29. Jet Propulsion Laboratories has a tradition of munching peanuts during launch dating back to their introduction after a series of doomed Ranger missions. The tradition is alive and well at NASA Social events, with two jars of peanuts getting passed around during the initial launch attempt, increasing to four jars on the second attempt. “More peanuts!” became the universal solution to any problem encountered at the viewing site.
30. In an effort to boost the peanut-power, on the second launch attempt, NASA Social participant Holly Hamann brought a variety of thematically-appropriate candies. For a bit of added extra luck, a barrista at Lompoc’s South Side Coffee Company donated two packs of chocolate covered espresso beans to keep everyone alive, awake, alert, and enthusiastic.
31. The satellite is in a sun-synchronous orbit, which means that one side of the satellite will be in perpetual darkness. The anti-sun side is at the base of one of the solar panels.

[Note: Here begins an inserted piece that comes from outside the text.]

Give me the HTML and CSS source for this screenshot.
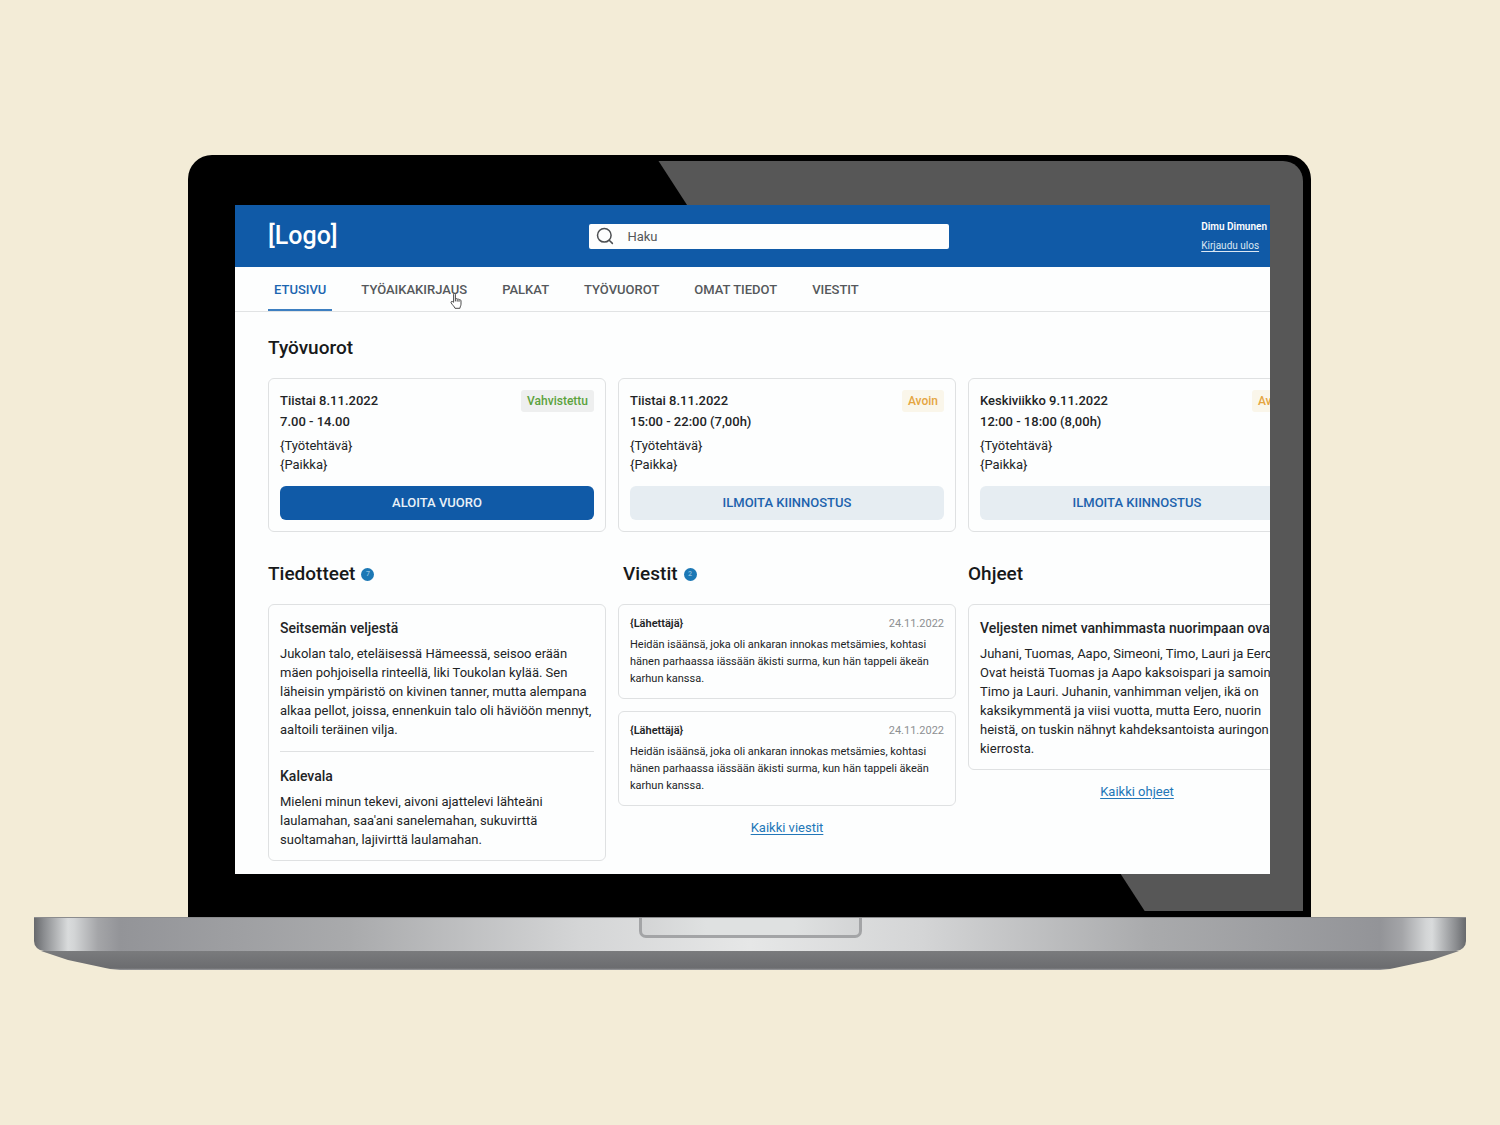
FILE: index.html
```html
<!DOCTYPE html>
<html lang="fi">
<head>
<meta charset="utf-8">
<meta name="viewport" content="width=device-width, initial-scale=1">
<title>Etusivu</title>
<link rel="stylesheet" href="styles.css">
</head>
<body>
<div class="laptop">
  <div class="lid">
    <div class="screen">
      <div class="app">
        <header class="header">
          <div class="logo">[Logo]</div>
          <form class="search" role="search">
            <label class="search-label" for="haku" aria-label="Haku">
              <svg width="18" height="18" viewBox="0 0 18 18" fill="none" stroke="#4c4f52" stroke-width="1.5" stroke-linecap="round"><circle cx="8.3" cy="8.3" r="6.8"/><path d="M13.2 13.2 16.4 16.4"/></svg>
            </label>
            <input class="search-input" id="haku" type="search" placeholder="Haku">
          </form>
          <div class="user">
            <span class="user-name">Dimu Dimunen</span>
            <a class="logout" href="#">Kirjaudu ulos</a>
          </div>
        </header>
        <nav class="nav">
          <a class="nav-item active" href="#">ETUSIVU</a>
          <a class="nav-item" href="#">TYÖAIKAKIRJAUS
            <svg class="cursor" width="12" height="18" viewBox="0 0 12 18" fill="#fff" stroke="#4a4a4a" stroke-width="1" stroke-linejoin="round"><path d="M3.6 10.3V2.2C3.6 1.2 5.4 1.2 5.4 2.2V7C5.6 6.3 7.1 6.5 7.2 7.3 7.6 6.7 8.9 6.9 9 7.8 9.6 7.4 11 7.7 11 8.8V12.2C11 13.9 10.1 14.3 9.9 16.3H5C4.4 14.4 2.4 13.1 1.2 10.9.5 9.7 1.9 9 2.6 9.6Z"/><path d="M5.4 7V9.4M7.2 7.5V9.6M9 8V9.8" fill="none"/></svg>
          </a>
          <a class="nav-item" href="#">PALKAT</a>
          <a class="nav-item" href="#">TYÖVUOROT</a>
          <a class="nav-item" href="#">OMAT TIEDOT</a>
          <a class="nav-item" href="#">VIESTIT</a>
        </nav>
        <main class="main">
          <section class="section">
            <h2 class="heading">Työvuorot</h2>
            <div class="columns">
              <article class="card">
                <div class="shift-top">
                  <h3 class="shift-time">Tiistai 8.11.2022<br>7.00 - 14.00</h3>
                  <span class="badge confirmed">Vahvistettu</span>
                </div>
                <p class="text shift-info">{Työtehtävä}<br>{Paikka}</p>
                <button class="button primary" type="button">ALOITA VUORO</button>
              </article>
              <article class="card">
                <div class="shift-top">
                  <h3 class="shift-time">Tiistai 8.11.2022<br>15:00 - 22:00 (7,00h)</h3>
                  <span class="badge open">Avoin</span>
                </div>
                <p class="text shift-info">{Työtehtävä}<br>{Paikka}</p>
                <button class="button" type="button">ILMOITA KIINNOSTUS</button>
              </article>
              <article class="card">
                <div class="shift-top">
                  <h3 class="shift-time">Keskiviikko 9.11.2022<br>12:00 - 18:00 (8,00h)</h3>
                  <span class="badge open">Avoin</span>
                </div>
                <p class="text shift-info">{Työtehtävä}<br>{Paikka}</p>
                <button class="button" type="button">ILMOITA KIINNOSTUS</button>
              </article>
            </div>
          </section>
          <div class="columns">
            <section class="section">
              <h2 class="heading">Tiedotteet <span class="count">7</span></h2>
              <div class="card">
                <article>
                  <h3 class="title">Seitsemän veljestä</h3>
                  <p class="text">Jukolan talo, eteläisessä Hämeessä, seisoo erään<br>mäen pohjoisella rinteellä, liki Toukolan kylää. Sen<br>läheisin ympäristö on kivinen tanner, mutta alempana<br>alkaa pellot, joissa, ennenkuin talo oli häviöön mennyt,<br>aaltoili teräinen vilja.</p>
                </article>
                <hr class="rule">
                <article>
                  <h3 class="title">Kalevala</h3>
                  <p class="text">Mieleni minun tekevi, aivoni ajattelevi lähteäni<br>laulamahan, saa'ani sanelemahan, sukuvirttä<br>suoltamahan, lajivirttä laulamahan.</p>
                </article>
              </div>
            </section>
            <section class="section">
              <h2 class="heading indented">Viestit <span class="count">2</span></h2>
              <div class="messages">
                <article class="card">
                  <div class="message-top"><h3 class="sender">{Lähettäjä}</h3><time class="date">24.11.2022</time></div>
                  <p class="message">Heidän isäänsä, joka oli ankaran innokas metsämies, kohtasi<br>hänen parhaassa iässään äkisti surma, kun hän tappeli äkeän<br>karhun kanssa.</p>
                </article>
                <article class="card">
                  <div class="message-top"><h3 class="sender">{Lähettäjä}</h3><time class="date">24.11.2022</time></div>
                  <p class="message">Heidän isäänsä, joka oli ankaran innokas metsämies, kohtasi<br>hänen parhaassa iässään äkisti surma, kun hän tappeli äkeän<br>karhun kanssa.</p>
                </article>
              </div>
              <a class="more" href="#">Kaikki viestit</a>
            </section>
            <section class="section">
              <h2 class="heading">Ohjeet</h2>
              <article class="card">
                <h3 class="title">Veljesten nimet vanhimmasta nuorimpaan ovat</h3>
                <p class="text">Juhani, Tuomas, Aapo, Simeoni, Timo, Lauri ja Eero.<br>Ovat heistä Tuomas ja Aapo kaksoispari ja samoin<br>Timo ja Lauri. Juhanin, vanhimman veljen, ikä on<br>kaksikymmentä ja viisi vuotta, mutta Eero, nuorin<br>heistä, on tuskin nähnyt kahdeksantoista auringon<br>kierrosta.</p>
              </article>
              <a class="more" href="#">Kaikki ohjeet</a>
            </section>
          </div>
        </main>
      </div>
    </div>
  </div>
  <div class="base"><div class="notch"></div></div>
  <div class="foot"></div>
</div>
</body>
</html>
```
FILE: styles.css
```css
* {
  box-sizing: border-box;
}

body {
  margin: 0;
  min-height: 100vh;
  display: flex;
  align-items: center;
  justify-content: center;
  background: #f3ecd7;
  color: #222426;
  font: 13px/19px Roboto, "Liberation Sans", sans-serif;
}

h2, h3, p {
  margin: 0;
}

/* Laptop */
.laptop {
  flex: 1;
  min-width: 0;
  margin: 0 34px;
}

.lid {
  position: relative;
  margin: 0 155px 0 154px;
  padding: 50px 41px 43px 47px;
  border-radius: 24px 24px 0 0;
  background: #000;
}

.lid::before {
  content: "";
  position: absolute;
  inset: 6px 8px 6px 0;
  border-radius: 0 20px 0 0;
  background: #575757;
  clip-path: polygon(42.2% 0, 100% 0, 100% 100%, 85.8% 100%);
}

.screen {
  position: relative;
  overflow: hidden;
  background: #fdfefe;
}

.base {
  height: 34px;
  border-top: 1px solid #8b8c8e;
  border-radius: 0 0 10px 10px;
  background: linear-gradient(90deg, #67696c 0, #8b8d90 10px, #d9dbdc 34px, #d3d5d6 40px, #a4a5a8 64px, #939498 86px, #a9aaac 22%, #d4d5d6 38%, #e6e7e7 50%, #d4d5d6 62%, #a9aaac 78%, #939498 calc(100% - 86px), #a4a5a8 calc(100% - 64px), #d3d5d6 calc(100% - 40px), #d9dbdc calc(100% - 34px), #8b8d90 calc(100% - 10px), #67696c 100%);
}

.notch {
  width: 223px;
  height: 20px;
  margin: 0 auto;
  border: 3px solid #a3a4a6;
  border-top: 0;
  border-radius: 0 0 7px 7px;
  background: linear-gradient(90deg, #d3d4d5, #dfe1e1 30%, #dfe1e1 70%, #d3d4d5);
}

.foot {
  height: 19px;
  background: linear-gradient(#7a7b7d, #6b6c6f 90%, #9a9b9e);
  clip-path: polygon(7px 0, calc(100% - 7px) 0, calc(100% - 34px) 9px, calc(100% - 62px) 15px, calc(100% - 76px) 18px, calc(100% - 86px) 100%, 86px 100%, 76px 18px, 62px 15px, 34px 9px);
}

/* App: wider than the screen, cut at its right edge */
.app {
  width: calc(100% + 68px);
}

.header {
  display: flex;
  align-items: center;
  justify-content: space-between;
  padding: 16px 71px 16px 33px;
  background: #105aa7;
  color: #fff;
}

.logo {
  font-size: 25px;
  font-weight: 500;
  line-height: 28px;
}

.search {
  display: flex;
  align-items: center;
  width: 360px;
  border-radius: 2px;
  background: #fdfefe;
}

.search-label {
  display: flex;
  padding: 0 13px 0 7px;
}

.search-input {
  flex: 1;
  min-width: 0;
  height: 25px;
  padding: 0;
  border: 0;
  background: none;
  color: #555759;
  font: inherit;
}

.search-input::placeholder {
  color: #555759;
  opacity: 1;
}

.user {
  display: flex;
  flex-direction: column;
  align-items: flex-start;
  font-size: 10px;
  line-height: 19px;
  margin: -4px 0;
}

.user-name {
  font-weight: 600;
}

.logout {
  color: #dbe7f3;
  text-underline-offset: 2px;
}

.nav {
  display: flex;
  gap: 23px;
  padding: 0 33px;
  border-bottom: 1px solid #e1e3e4;
}

.nav-item {
  position: relative;
  padding: 13px 6px 10px;
  border-bottom: 2px solid transparent;
  color: #55585b;
  font-weight: 500;
  text-decoration: none;
}

.nav-item.active {
  border-color: #3d7fc1;
  color: #1c65b0;
}

.cursor {
  position: absolute;
  right: 11px;
  bottom: -1px;
}

.main {
  display: flex;
  flex-direction: column;
  gap: 28px;
  padding: 22px 32px 13px 33px;
}

.section {
  min-width: 0;
}

.heading {
  display: flex;
  align-items: center;
  gap: 6px;
  margin-bottom: 16px;
  color: #17191a;
  font-size: 19px;
  font-weight: 500;
  line-height: 28px;
}

.indented {
  padding-left: 5px;
}

.count {
  width: 13px;
  height: 13px;
  border-radius: 50%;
  background: #1c78b5;
  color: #8fc0e0;
  font-size: 7px;
  line-height: 13px;
  text-align: center;
}

.columns {
  display: grid;
  grid-template-columns: repeat(3, minmax(0, 1fr));
  align-items: start;
  gap: 12px;
}

.card {
  padding: 11px;
  border: 1px solid #dfe1e2;
  border-radius: 6px;
}

.shift-top {
  display: flex;
  align-items: flex-start;
  justify-content: space-between;
}

.shift-time {
  font-size: 13px;
  font-weight: 500;
  line-height: 21px;
}

.shift-info {
  margin: 4px 0 12px;
}

.badge {
  padding: 0 6px;
  border-radius: 3px;
  font-size: 12px;
  font-weight: 500;
  line-height: 22px;
}

.confirmed {
  background: #eeefef;
  color: #5ba23c;
}

.open {
  background: #faf6ea;
  color: #e5a540;
}

.button {
  display: block;
  width: 100%;
  padding: 0;
  border: 0;
  border-radius: 6px;
  background: #e6edf2;
  color: #1c62ad;
  font: 500 13px/34px Roboto, "Liberation Sans", sans-serif;
}

.primary {
  background: #105aa7;
  color: #e9f1f8;
}

.title {
  margin-bottom: 4px;
  font-size: 14px;
  font-weight: 500;
  line-height: 24px;
  white-space: nowrap;
}

.text {
  white-space: nowrap;
}

.rule {
  margin: 12px 0;
  border: 0;
  border-top: 1px solid #dfe1e2;
}

.messages {
  display: grid;
  gap: 12px;
}

.message-top {
  display: flex;
  justify-content: space-between;
  margin-bottom: 4px;
  font-size: 11px;
  line-height: 16px;
}

.sender {
  font-size: 11px;
  font-weight: 600;
}

.date {
  color: #8d9092;
}

.message {
  font-size: 11px;
  line-height: 17px;
  white-space: nowrap;
}

.more {
  display: block;
  width: fit-content;
  margin: 12px auto 0;
  color: #2377b8;
  text-underline-offset: 2px;
}
```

32. The optics are passively cooled. Passive cooling functions by connecting radiators to a variable conductance heat pipe. The temperature differential is actually enough to drop the temperature to -20°C, so to avoid over-chilling the optics, the heat pipe automatically opens and closes to keep the temperature hovering around -5°C. The switching happens on the order of every ten to fifteen minutes.
33. While the optics are at a relatively warm -5°C, the detectors will be mechanically cooled with a cryogenic system to an astonishing -150°C. One tiny cable experiences a dramatic temperature gradient from one end to the other to preserve the data.
34. The star-finding telescope used to orient and aim the satellite is also a water trap. Any moisture captured within the satellite will drain out of the telescope, avoiding a build-up of internal frost.
35. While arriving at the public viewing area involves walking into the light like ill-fated characters in a movie script, the entire area is plunged into darkness when the lights are cut as soon as the final built-in hold expires at T-4 minutes and the final launch readiness checklists begin.